- _Task brief_: Word for word, print each line of the listing below; pictures stay out.

- _Data lines_:
........
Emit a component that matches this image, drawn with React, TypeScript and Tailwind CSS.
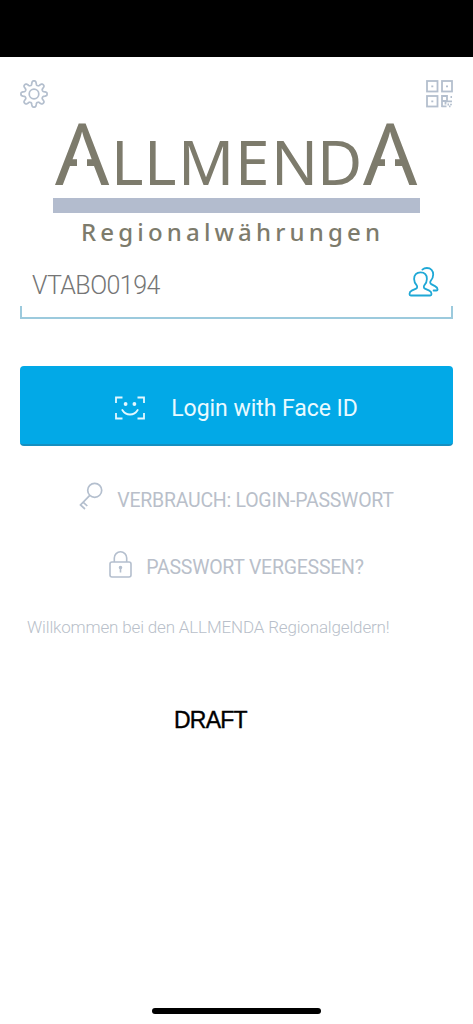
import React from 'react';

// Outline of an eight-toothed gear with rounded teeth
function gearOutline(center: number, radius: number, depth: number): string {
  const points: string[] = [];
  for (let i = 0; i < 160; i++) {
    const a = (i / 160) * Math.PI * 2;
    const r = radius + depth * Math.tanh(1.8 * Math.cos(8 * a));
    points.push(`${(center + r * Math.cos(a)).toFixed(2)} ${(center + r * Math.sin(a)).toFixed(2)}`);
  }
  return `M${points.join('L')}Z`;
}

const GearIcon: React.FC = () => (
  <svg className="w-7 h-7" viewBox="0 0 28 28" fill="none" stroke="#b4bfce" strokeWidth="1.7" strokeLinejoin="round">
    <path d={gearOutline(14, 11.1, 2.1)} />
    <circle cx="14" cy="14" r="4.8" />
  </svg>
);

const QrIcon: React.FC = () => (
  <svg className="w-7 h-7" viewBox="0 0 28 28" fill="none" stroke="#b4bfce" strokeWidth="1.8">
    <rect x="2" y="1" width="10.5" height="10.5" />
    <rect x="17" y="1" width="10" height="10.5" />
    <rect x="2" y="16" width="10.5" height="10.5" />
    <path d="M6.3 6.3h2M21 6.3h2M6.3 21.3h2" />
    <path d="M17 16h5v5h-5zM17 21v6M16.5 26.3h5M20.5 21v3.5M20.5 21.3H27M25.5 17h1.5M22.5 24.5h1.5M24 26.3h1.5M26 23.8v1.5" />
  </svg>
);

const UsersIcon: React.FC = () => (
  <svg className="w-[31px] h-[30px]" viewBox="0 0 31 30" fill="none" stroke="#1fa8d6" strokeWidth="1.8" strokeLinecap="round" strokeLinejoin="round">
    <path d="M12.5 5.4c4 0 6.4 2.6 6.4 6.6 0 3-1.3 4.9-2.6 6.3-.8.9-.6 2.9.6 3.4l4.4 1.900c1.500.700 2.200 1.700 2.200 3.400 0 1-.5 1.500-1.300 1.500H2.800c-.8 0-1.300-.5-1.300-1.500 0-1.700.7-2.700 2.200-3.400l4.400-1.900c1.200-.5 1.400-2.500.6-3.400-1.300-1.400-2.600-3.300-2.600-6.300 0-4 2.400-6.600 6.400-6.600z" />
    <path d="M14.4 2.600C15.600 1.500 17.100 1 18.900 1c4 0 6.300 2.700 6.300 6.500 0 3-1.200 4.900-2.500 6.300-.8.9-.6 2.700.5 3.300l3.800 2c1.900 1 2.600 1.800 2.600 3.300 0 .8-.5 1.100-1.200 1.100h-2.800" />
  </svg>
);

const FaceIcon: React.FC = () => (
  <svg className="w-[30px] h-6" viewBox="0 0 30 24" fill="none" stroke="#e3f8ff" strokeWidth="1.8">
    <path d="M1 7V1.500h6.500M22.500 1.500H29V7M29 17v5.500h-6.500M7.500 22.500H1V17" />
    <path d="M7.300 14c1.800 3 4.500 4.500 7.700 4.500s5.900-1.500 7.700-4.500" strokeLinecap="round" />
    <circle cx="10.600" cy="8" r="1.900" fill="#e3f8ff" stroke="none" />
    <circle cx="19.400" cy="8" r="1.900" fill="#e3f8ff" stroke="none" />
  </svg>
);

const KeyIcon: React.FC = () => (
  <svg className="w-6 h-7" viewBox="0 0 24 28" fill="none" stroke="#b4bfce" strokeWidth="1.7">
    <circle cx="15.700" cy="8.300" r="7" />
    <path d="M10.800 13.300 1.500 23l4.500 4M4.300 20.300l4 3.700" />
  </svg>
);

const LockIcon: React.FC = () => (
  <svg className="w-[23px] h-7" viewBox="0 0 23 28" fill="none" stroke="#b4bfce" strokeWidth="1.6">
    <rect x="1" y="12" width="21" height="15" rx="2" />
    <path d="M5.300 12V8a6.200 6.200 0 0 1 12.400 0v4M11.500 17v5.500" />
    <circle cx="11.500" cy="17.500" r="1" fill="#b4bfce" />
  </svg>
);

const Logo: React.FC = () => (
  <svg className="w-[367px] h-[128px] overflow-visible" viewBox="53 120 367 128" fill="#7d7b6c" fontFamily="'Noto Sans', sans-serif">
    {/* the crossbars of both big letters are open in the middle */}
    <mask id="crossbars" maskUnits="userSpaceOnUse" x="53" y="80" width="367" height="130">
      <rect x="53" y="80" width="367" height="130" fill="#fff" />
      <rect x="77" y="158" width="10" height="12" fill="#000" />
      <rect x="385" y="158" width="10" height="12" fill="#000" />
    </mask>
    <g mask="url(#crossbars)">
      <text x="55" y="184.5" fontSize="85">A</text>
      <text x="363" y="184.5" fontSize="85">A</text>
    </g>
    <text x="111 144 178 235 271 317" y="184.5" fontSize="62">LLMEND</text>
    <rect x="53" y="198" width="367" height="15" fill="#b3bcce" />
    <text x="81" y="240.7" fontSize="24" fontWeight="500" textLength="299">Regionalwährungen</text>
  </svg>
);

const App: React.FC = () => {
  return (
    <div className="w-full h-[1024px] flex flex-col bg-white font-['Roboto',sans-serif] overflow-hidden">
      <div className="h-[57px] bg-black shrink-0"></div>

      <header className="flex justify-between px-5 pt-[23px]">
        <GearIcon />
        <QrIcon />
      </header>

      <div className="flex justify-center mt-3">
        <Logo />
      </div>

      {/* User name */}
      <div className="mx-5 h-[71px] flex flex-col">
        <div className="h-[58px] flex items-start justify-between pl-3 pr-3.5 pt-[19px]">
          <span className="pt-1.5 text-[25px] font-light leading-none tracking-[-0.55px] text-[#757575]">VTABO0194</span>
          <UsersIcon />
        </div>
        <div className="h-[13px] border-x-2 border-b-2 border-[#9ccadd]"></div>
      </div>

      <button className="mx-5 mt-[47px] h-20 shrink-0 flex items-center justify-center gap-[26px] rounded bg-[#02a9e7] border-b-2 border-[#168fc0] pt-1.5 text-[23px] text-[#e9faff]">
        <FaceIcon />
        <span className="leading-none tracking-[-0.05px]">Login with Face ID</span>
      </button>

      <div className="flex items-center justify-center gap-3.5 mt-[36px] h-7 text-[#b9bfca]">
        <KeyIcon />
        <span className="pt-2.5 text-[19.5px] leading-none tracking-[-0.25px]">VERBRAUCH: LOGIN-PASSWORT</span>
      </div>

      <div className="flex items-center justify-center gap-3.5 mt-10 h-7 text-[#b9bfca]">
        <LockIcon />
        <span className="pt-2 text-[19.5px] leading-none tracking-[-0.25px]">PASSWORT VERGESSEN?</span>
      </div>

      <p className="mt-[39px] ml-[27px] text-[17px] leading-5 font-light tracking-[-0.16px] text-[#b9bfca]">
        Willkommen bei den ALLMENDA Regionalgeldern!
      </p>

      <div className="mt-[70px] ml-[174px] font-['Liberation_Sans',sans-serif] text-[23px] leading-[26px] tracking-[-0.75px] text-black [-webkit-text-stroke:0.4px_black]">DRAFT</div>

      <div className="mt-auto mb-[10px] self-center w-[169px] h-[6px] rounded-full bg-black"></div>
    </div>
  );
};

export default App;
........
- _Response to the exercise_:
Emit a component that matches this image, drawn with React, TypeScript and Tailwind CSS.
import React from 'react';

// Outline of an eight-toothed gear with rounded teeth
function gearOutline(center: number, radius: number, depth: number): string {
  const points: string[] = [];
  for (let i = 0; i < 160; i++) {
    const a = (i / 160) * Math.PI * 2;
    const r = radius + depth * Math.tanh(1.8 * Math.cos(8 * a));
    points.push(`${(center + r * Math.cos(a)).toFixed(2)} ${(center + r * Math.sin(a)).toFixed(2)}`);
  }
  return `M${points.join('L')}Z`;
}

const GearIcon: React.FC = () => (
  <svg className="w-7 h-7" viewBox="0 0 28 28" fill="none" stroke="#b4bfce" strokeWidth="1.7" strokeLinejoin="round">
    <path d={gearOutline(14, 11.1, 2.1)} />
    <circle cx="14" cy="14" r="4.8" />
  </svg>
);

const QrIcon: React.FC = () => (
  <svg className="w-7 h-7" viewBox="0 0 28 28" fill="none" stroke="#b4bfce" strokeWidth="1.8">
    <rect x="2" y="1" width="10.5" height="10.5" />
    <rect x="17" y="1" width="10" height="10.5" />
    <rect x="2" y="16" width="10.5" height="10.5" />
    <path d="M6.3 6.3h2M21 6.3h2M6.3 21.3h2" />
    <path d="M17 16h5v5h-5zM17 21v6M16.5 26.3h5M20.5 21v3.5M20.5 21.3H27M25.5 17h1.5M22.5 24.5h1.5M24 26.3h1.5M26 23.8v1.5" />
  </svg>
);

const UsersIcon: React.FC = () => (
  <svg className="w-[31px] h-[30px]" viewBox="0 0 31 30" fill="none" stroke="#1fa8d6" strokeWidth="1.8" strokeLinecap="round" strokeLinejoin="round">
    <path d="M12.5 5.4c4 0 6.4 2.6 6.4 6.6 0 3-1.3 4.9-2.6 6.3-.8.9-.6 2.9.6 3.4l4.4 1.900c1.500.700 2.200 1.700 2.200 3.400 0 1-.5 1.500-1.300 1.500H2.800c-.8 0-1.300-.5-1.300-1.500 0-1.700.7-2.700 2.200-3.400l4.400-1.900c1.200-.5 1.400-2.500.6-3.400-1.300-1.400-2.600-3.300-2.600-6.300 0-4 2.400-6.600 6.400-6.600z" />
    <path d="M14.4 2.600C15.600 1.500 17.100 1 18.900 1c4 0 6.300 2.700 6.300 6.500 0 3-1.200 4.900-2.500 6.300-.8.9-.6 2.700.5 3.300l3.800 2c1.900 1 2.600 1.800 2.600 3.300 0 .8-.5 1.100-1.200 1.100h-2.800" />
  </svg>
);

const FaceIcon: React.FC = () => (
  <svg className="w-[30px] h-6" viewBox="0 0 30 24" fill="none" stroke="#e3f8ff" strokeWidth="1.8">
    <path d="M1 7V1.500h6.500M22.500 1.500H29V7M29 17v5.500h-6.500M7.500 22.500H1V17" />
    <path d="M7.300 14c1.800 3 4.500 4.500 7.700 4.500s5.900-1.500 7.700-4.500" strokeLinecap="round" />
    <circle cx="10.600" cy="8" r="1.900" fill="#e3f8ff" stroke="none" />
    <circle cx="19.400" cy="8" r="1.900" fill="#e3f8ff" stroke="none" />
  </svg>
);

const KeyIcon: React.FC = () => (
  <svg className="w-6 h-7" viewBox="0 0 24 28" fill="none" stroke="#b4bfce" strokeWidth="1.7">
    <circle cx="15.700" cy="8.300" r="7" />
    <path d="M10.800 13.300 1.500 23l4.500 4M4.300 20.300l4 3.700" />
  </svg>
);

const LockIcon: React.FC = () => (
  <svg className="w-[23px] h-7" viewBox="0 0 23 28" fill="none" stroke="#b4bfce" strokeWidth="1.6">
    <rect x="1" y="12" width="21" height="15" rx="2" />
    <path d="M5.300 12V8a6.200 6.200 0 0 1 12.400 0v4M11.500 17v5.500" />
    <circle cx="11.500" cy="17.500" r="1" fill="#b4bfce" />
  </svg>
);

const Logo: React.FC = () => (
  <svg className="w-[367px] h-[128px] overflow-visible" viewBox="53 120 367 128" fill="#7d7b6c" fontFamily="'Noto Sans', sans-serif">
    {/* the crossbars of both big letters are open in the middle */}
    <mask id="crossbars" maskUnits="userSpaceOnUse" x="53" y="80" width="367" height="130">
      <rect x="53" y="80" width="367" height="130" fill="#fff" />
      <rect x="77" y="158" width="10" height="12" fill="#000" />
      <rect x="385" y="158" width="10" height="12" fill="#000" />
    </mask>
    <g mask="url(#crossbars)">
      <text x="55" y="184.5" fontSize="85">A</text>
      <text x="363" y="184.5" fontSize="85">A</text>
    </g>
    <text x="111 144 178 235 271 317" y="184.5" fontSize="62">LLMEND</text>
    <rect x="53" y="198" width="367" height="15" fill="#b3bcce" />
    <text x="81" y="240.7" fontSize="24" fontWeight="500" textLength="299">Regionalwährungen</text>
  </svg>
);

const App: React.FC = () => {
  return (
    <div className="w-full h-[1024px] flex flex-col bg-white font-['Roboto',sans-serif] overflow-hidden">
      <div className="h-[57px] bg-black shrink-0"></div>

      <header className="flex justify-between px-5 pt-[23px]">
        <GearIcon />
        <QrIcon />
      </header>

      <div className="flex justify-center mt-3">
        <Logo />
      </div>

      {/* User name */}
      <div className="mx-5 h-[71px] flex flex-col">
        <div className="h-[58px] flex items-start justify-between pl-3 pr-3.5 pt-[19px]">
          <span className="pt-1.5 text-[25px] font-light leading-none tracking-[-0.55px] text-[#757575]">VTABO0194</span>
          <UsersIcon />
        </div>
        <div className="h-[13px] border-x-2 border-b-2 border-[#9ccadd]"></div>
      </div>

      <button className="mx-5 mt-[47px] h-20 shrink-0 flex items-center justify-center gap-[26px] rounded bg-[#02a9e7] border-b-2 border-[#168fc0] pt-1.5 text-[23px] text-[#e9faff]">
        <FaceIcon />
        <span className="leading-none tracking-[-0.05px]">Login with Face ID</span>
      </button>

      <div className="flex items-center justify-center gap-3.5 mt-[36px] h-7 text-[#b9bfca]">
        <KeyIcon />
        <span className="pt-2.5 text-[19.5px] leading-none tracking-[-0.25px]">VERBRAUCH: LOGIN-PASSWORT</span>
      </div>

      <div className="flex items-center justify-center gap-3.5 mt-10 h-7 text-[#b9bfca]">
        <LockIcon />
        <span className="pt-2 text-[19.5px] leading-none tracking-[-0.25px]">PASSWORT VERGESSEN?</span>
      </div>

      <p className="mt-[39px] ml-[27px] text-[17px] leading-5 font-light tracking-[-0.16px] text-[#b9bfca]">
        Willkommen bei den ALLMENDA Regionalgeldern!
      </p>

      <div className="mt-[70px] ml-[174px] font-['Liberation_Sans',sans-serif] text-[23px] leading-[26px] tracking-[-0.75px] text-black [-webkit-text-stroke:0.4px_black]">DRAFT</div>

      <div className="mt-auto mb-[10px] self-center w-[169px] h-[6px] rounded-full bg-black"></div>
    </div>
  );
};

export default App;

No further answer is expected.